W. R. HUFF ASSET MANAGEMENT CO ., LLC,

                 Plaintiff-Appellee,

                 v.

Deloitte & Touche LLP, Credit Suisse Securities (USA) LLC, Credit Suisse, New York Branch, The Royal
Bank of Scotland plc, The Bank of Nova Scotia, Toronto Dominion Texas, LLC (f/k/a Toronto
Dominion Texas, Inc.), Mizuho International PLC, ABN AMRO Inc., Banc of America, N.A., Fleet
Securities, Inc. (n/k/a Bank of America, N.A.), Banc of America Securities LLC, Barclays Capital Inc.,
Barclays Bank PLC, BNY Capital Markets, Inc., The Bank of New York Company, Inc., CIBC World
Markets Corp., CIBC, Inc., Citibank, N.A., Citigroup Inc., Citicorp USA, Inc., Citigroup Global Markets,
Inc., Salomon Smith Barney Inc. (n/k/a Citigroup Global Markets, Inc.), Calyon Securities (USA), Inc.
(f/k/a Credit Lyonnais Securities (USA) Inc.), Calyon New York Branch (successor by operation of law
to Credit Lyonnais New York Branch), Deutsche Bank Alex.

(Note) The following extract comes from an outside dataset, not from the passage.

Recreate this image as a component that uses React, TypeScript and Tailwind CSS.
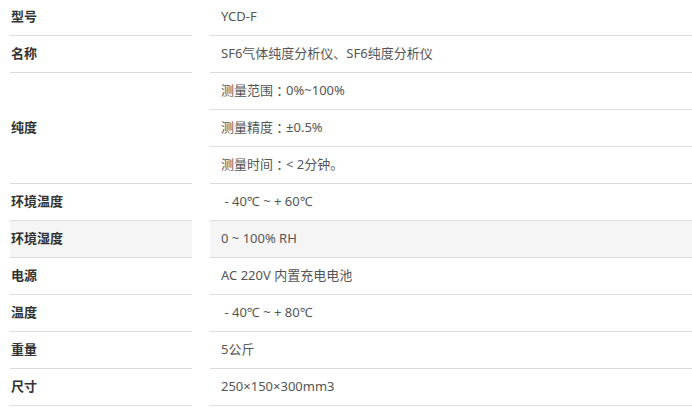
import React from "react";

type Row = { label: string; values: string[]; hover?: boolean };

const rows: Row[] = [
  { label: "型号", values: ["YCD-F"] },
  { label: "名称", values: ["SF6气体纯度分析仪、SF6纯度分析仪"] },
  {
    label: "纯度",
    values: ["测量范围：0%~100%", "测量精度：±0.5%", "测量时间：< 2分钟。"],
  },
  { label: "环境温度", values: [" - 40℃ ~ + 60℃"] },
  { label: "环境湿度", values: ["0 ~ 100% RH"], hover: true },
  { label: "电源", values: ["AC 220V 内置充电电池"] },
  { label: "温度", values: [" - 40℃ ~ + 80℃"] },
  { label: "重量", values: ["5公斤"] },
  { label: "尺寸", values: ["250×150×300mm3"] },
];

// full-width colon centred, as in the original font
const renderValue = (v: string) => {
  const parts = v.split("：");
  if (parts.length === 1) return v;
  return (
    <>
      {parts[0]}
      <span className="font-['Noto_Sans_CJK_JP',sans-serif]">：</span>
      {parts[1]}
    </>
  );
};

const App: React.FC = () => {
  return (
    <div className="-mt-px h-[408px] w-[692px] overflow-hidden bg-white font-['Noto_Sans','Noto_Sans_CJK_SC',sans-serif] text-[13px]">
      <div className="grid grid-cols-[182px_1fr] gap-x-[18px] pl-[10px]">
        {rows.map((row) => (
          <React.Fragment key={row.label}>
            <div
              className={
                "flex items-center border-b border-[#dddddd] pl-px font-bold text-[#333333] " +
                (row.values.length === 3 ? "row-span-3 " : "") +
                (row.hover ? "bg-[#f5f5f5]" : "")
              }
            >
              {row.label}
            </div>
            {row.values.map((v) => (
              <div
                key={v}
                className={
                  "flex h-[37px] items-center whitespace-pre border-b border-[#dddddd] pl-[11px] text-[#555555] " +
                  (row.hover ? "bg-[#f5f5f5]" : "")
                }
              >
                {renderValue(v)}
              </div>
            ))}
          </React.Fragment>
        ))}
      </div>
    </div>
  );
};

export default App;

Brown, Inc., Deutsche Bank AG, Harris
Nesbitt Corp., JPMorgan Chase & Co., Morgan Stanley & Co., Inc., JPMorgan Securities Inc., Scotia
Capital (USA), Inc., Cowen & Co., LLC (f/k/a SG Cowen Securities Corporation), Societe Generale, also
known as a French Banking Institution, Suntrust Capital Markets, Inc., SunTrust Bank, TD Securities
(USA), Inc., ABN AMRO Bank N.V., BMO Nesbitt Burns Corp. (n/k/a Harris Nesbitt Burns Corp.);
Credit Lyonnais Securities (USA) Inc., SG Cowen Securities Corp., and Buchanan Ingersoll & Rooney
Professional Corporation,

        Defendants-Appellants.

Before: CABRANES, SACK , and KATZMANN , Circuit Judges.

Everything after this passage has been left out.